A practical pipeline routes by document profile:
PDF in
↓
[is it editorial / multi-column / photo-heavy?]
↓ ↓
LlamaParse Agentic Mistral OCR
($0.0125 / page) ($0.001 / page)
The source PDF (écoute 1/2025) is copyrighted, so it's not in this repo. Drop in any 10-page PDF you have.
# 1. Mistral OCR (CLI: pip install mistral-ocr-cli or whatever wraps the API)
mistral-ocr your.pdf -o outputs/mistral-ocr/full.md --delete
# 2. LlamaParse Agentic — note the EU base_url if you're on EU
pip install llama-cloud-services
python3 scripts/run_llamaparse.py your.pdf
# 3. Docling-Inference (Docker)
docker run -d --name docling -p 8090:8080 \
-v hf_cache:/root/.cache/huggingface \
-v ocr_cache:/root/.EasyOCR \
ghcr.io/aidotse/docling-inference:cpu-latest
scripts/run_docling.sh your.pdfEach script is in scripts/. The cost of running all three on 10 pages is about $0.14 plus 4 minutes of CPU time on the Docling container.
outputs/
mistral-ocr/full.md ← Mistral OCR output for 10 pages
llamaparse/full.md ← LlamaParse Agentic output, with <!-- PAGE N --> markers
docling/full.md ← Docling cpu-latest output
per-page/
llamaparse-pNN.md ← Per-page splits of LlamaParse output
renders/
cover.png ← Page 1 (the cover)
page-04-toc.png ← Page 4 (the multi-column TOC)
scripts/
run_llamaparse.py ← Reproducibility
run_docling.sh
LlamaParse has separate US and EU endpoints, and your API key is region-bound.
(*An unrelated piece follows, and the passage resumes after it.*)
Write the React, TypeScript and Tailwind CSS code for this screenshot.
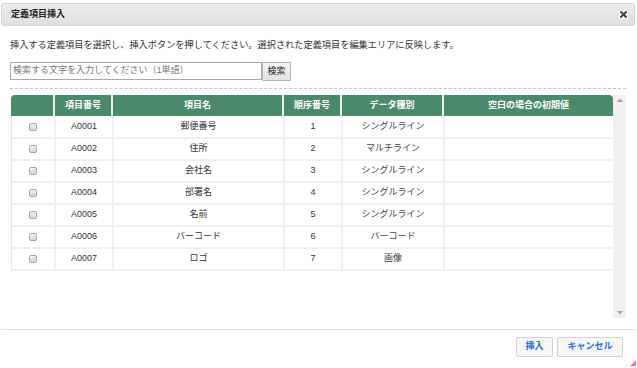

If you signed up at cloud.eu.llamaindex.ai, you must pass base_url="https://api.cloud.eu.llamaindex.ai" to the client — the default points at the US endpoint and silently 401s with a misleading "Invalid API key" message. Burned 10 minutes finding this. Hopefully you don't.
Test material: écoute magazine, issue 1/2025, published by ZEIT Sprachen GmbH, Munich. Used here for technical demonstration of document-parsing tools (transformative use). Source PDF not redistributed.
MIT for the scripts and the comparison. The extracted text outputs in outputs/ and per-page/ are derivative of the source magazine and provided here as small excerpts for technical comparison only.